Par le jeu des rotations de troupes, l’armée française alignera jusqu’à un millier d’hommes au Rwanda et interdira la victoire militaire du FPR. Le moindre paradoxe de cet engagement hors du commun n’était pas l’absence d’accord de défense entre les deux pays, un « détail » que les présidents Mitterrand et Habyarimana ne corrigeront approximativement qu’avec deux ans de retard. Ce ne sera, en fait, qu’un accord d’assistance militaire et de formation de l’armée.
La genèse de cet engagement « au nom de la France » est aujourd’hui bien connue, notamment après les révélations de l’historien Gérard Prunier qui se trouvait par hasard dans le bureau de Jean-Christophe Mitterrand, alors « conseiller-en-chef » de la cellule Afrique du Président, au moment de la prise de décision.
Intervenant peu après le discours de La Baule où François Mitterrand donnait une leçon de bonne gouvernance à des potentats africains engoncés dans le clientélisme et le népotisme, le caractère grotesque du processus décisionnaire à l’Elysée pourrait faire sourire s’il n’avait attisé les braises de l’un des trois génocides du XXe siècle.

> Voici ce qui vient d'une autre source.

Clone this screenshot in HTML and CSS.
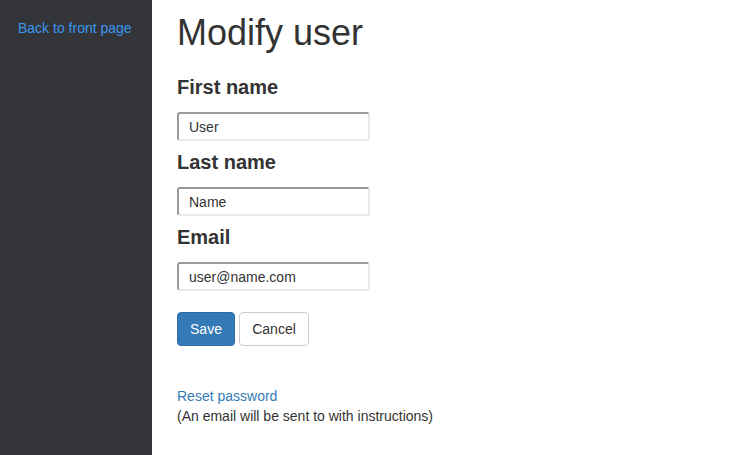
FILE: index.html
```html
<!DOCTYPE html>
<html>
<head>
<meta charset="utf-8">
<title>Modify user</title>
<link rel="stylesheet" href="styles.css">
</head>
<body>
<div class="layout">
  <nav class="sidebar">
    <a class="side-link" href="#">Back to front page</a>
  </nav>
  <main class="content">
    <h1 class="title">Modify user</h1>
    <form class="user-form">
      <div class="field">
        <label class="field-label" for="first">First name</label>
        <input class="field-input" id="first" type="text" value="User">
      </div>
      <div class="field">
        <label class="field-label" for="last">Last name</label>
        <input class="field-input" id="last" type="text" value="Name">
      </div>
      <div class="field">
        <label class="field-label" for="email">Email</label>
        <input class="field-input" id="email" type="text" value="user@name.com">
      </div>
      <div class="actions">
        <button class="btn btn-primary" type="button">Save</button>
        <button class="btn btn-default" type="button">Cancel</button>
      </div>
    </form>
    <div class="reset">
      <a class="reset-link" href="#">Reset password</a>
      <div class="reset-note">(An email will be sent to with instructions)</div>
    </div>
  </main>
</div>
</body>
</html>
```

FILE: styles.css
```css
html, body {
  margin: 0;
  padding: 0;
  height: 100%;
  background: #ffffff;
  font-family: "Liberation Sans", Arial, sans-serif;
  font-size: 14px;
  line-height: 20px;
  color: #333333;
}

.layout {
  display: flex;
  min-height: 100%;
}

.sidebar {
  width: 152px;
  flex: 0 0 152px;
  background: #333539;
  padding: 18px 0 0 18px;
  box-sizing: border-box;
}

.side-link {
  color: #3c96ef;
  text-decoration: none;
  font-size: 14px;
  line-height: 20px;
}

.content {
  flex: 1;
  padding: 13px 0 0 25px;
}

.title {
  margin: 0;
  font-size: 36px;
  line-height: 40px;
  font-weight: 500;
  color: #333333;
}

.user-form {
  margin-top: 23px;
}

.field {
  display: flex;
  flex-direction: column;
  align-items: flex-start;
  margin-bottom: 10px;
}

.field-label {
  font-size: 20px;
  line-height: 22px;
  font-weight: bold;
  color: #333333;
  margin-bottom: 14px;
}

.field-input {
  box-sizing: border-box;
  width: 193px;
  height: 29px;
  padding: 0 10px;
  border: 2px solid;
  border-color: #999999 #e8e8e8 #e8e8e8 #999999;
  border-radius: 3px;
  font-family: "Liberation Sans", Arial, sans-serif;
  font-size: 14px;
  color: #333333;
  background: #ffffff;
  outline: none;
}

.actions {
  display: flex;
  gap: 4px;
  margin-top: 21px;
}

.btn {
  box-sizing: border-box;
  height: 34px;
  padding: 6px 12px;
  font-family: "Liberation Sans", Arial, sans-serif;
  font-size: 14px;
  line-height: 20px;
  border: 1px solid transparent;
  border-radius: 4px;
  cursor: pointer;
}

.btn-primary {
  background: #337ab7;
  border-color: #2e6da4;
  color: #ffffff;
  width: 58px;
}

.btn-default {
  background: #ffffff;
  border-color: #cccccc;
  color: #333333;
  width: 70px;
}

.reset {
  margin-top: 40px;
}

.reset-link {
  color: #337ab7;
  text-decoration: none;
}

.reset-note {
  color: #333333;
}
```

Dans la classe politique française, on observe un consensus pour se persuader que la Mission Quilès a purgé la mauvaise conscience française de la part de responsabilité de notre pays dans le génocide des Tutsis et le massacre des Hutus démocrates en 1994.
Pourtant, si les travaux de la timide mission d’information ne sont pas sans intérêt, ils laissent une plaie ouverte en France, ainsi qu’un nuage de ricanements et d’accusations à l’étranger, nuage que les frontières de la langue ne peuvent nous empêcher de respirer.
Sur un plan politique, diplomatique, mais aussi et peut-être surtout moral, il est nécessaire qu’au nom de la France des excuses sans faux-semblant soient publiquement formulées après le soutien apporté « au nom de la France » à la dictature du président Habyarimana, fournissant au régime le répit dont il avait besoin pour organiser le génocide.
Sur un plan civique et républicain, il faut obtenir des réponses aux questions sur le fonctionnement de nos institutions par rapport au drame rwandais : le chef de l’Etat français, fasciné et dupé par un petit potentat, était-il encore en état de gouverner à la fin de son second septennat, comme l’ancien Premier ministre Edouard Balladur le laisse entendre dans un récent ouvrage ? S’il ne l’était pas, pourquoi nos institutions ne nous protègent-elles pas des errements d’un chef de l’Etat « incapable » ? Comment juger le fait que le Premier ministre de l’époque, Michel Rocard, n’avait été associé ni à la prise de décision de l’intervention militaire, ni à ses inquiétants développements ?
Pourquoi, durant ces quatre années de crise, les parlementaires n’ont-ils jamais été sérieusement informés de l’intervention au Rwanda, et pourquoi n’ont-ils posé presque aucune question au gouvernement ? Pourquoi, lorsque l’amiral Lanxade a déposé devant la Mission Quilès, l’avoir laissé dire sans réagir que les militaires français agissant eu Rwanda l’ont fait « en application stricte des directives des autorités politiques », alors que tout démontre le caractère inexact de cette allégation ? En particulier, pourquoi ces militaires y ont-ils pratiqué des « filtrages ethniques » visant les Tutsis au Rwanda, dignes de la chasse aux juifs par gendarmes et policiers français sous l’Occupation ?
Mais le caractère « républicain » d’officiers français qui ont mené au Rwanda une guerre le plus souvent secrète, voire privée, vouée à la chasse à « l’ennemi intérieur » ne constitue qu’une sous-question de l’interrogation générale qu’il faut poser à nos gouvernants : la part de responsabilité de l’Etat français dans le génocide n’estelle pas, avant tout, le pire révélateur de la dérive monarchique de nos institutions ?
Ne convient-il pas de corriger d’urgence un déficit de démocratie qui risque d’entraîner à tout moment notre pays vers d’autres tragédies sous l’impulsion d’un seul homme, sans contre-pouvoir réel ?
Au-delà de notre compassion pour les victimes rwandaises, le vingtième anniversaire de l’intervention armée de la France au Rwanda, le 4 octobre 1990 nous interpelle comme citoyens soucieux que « le plus jamais ça » ne soit pas un artifice.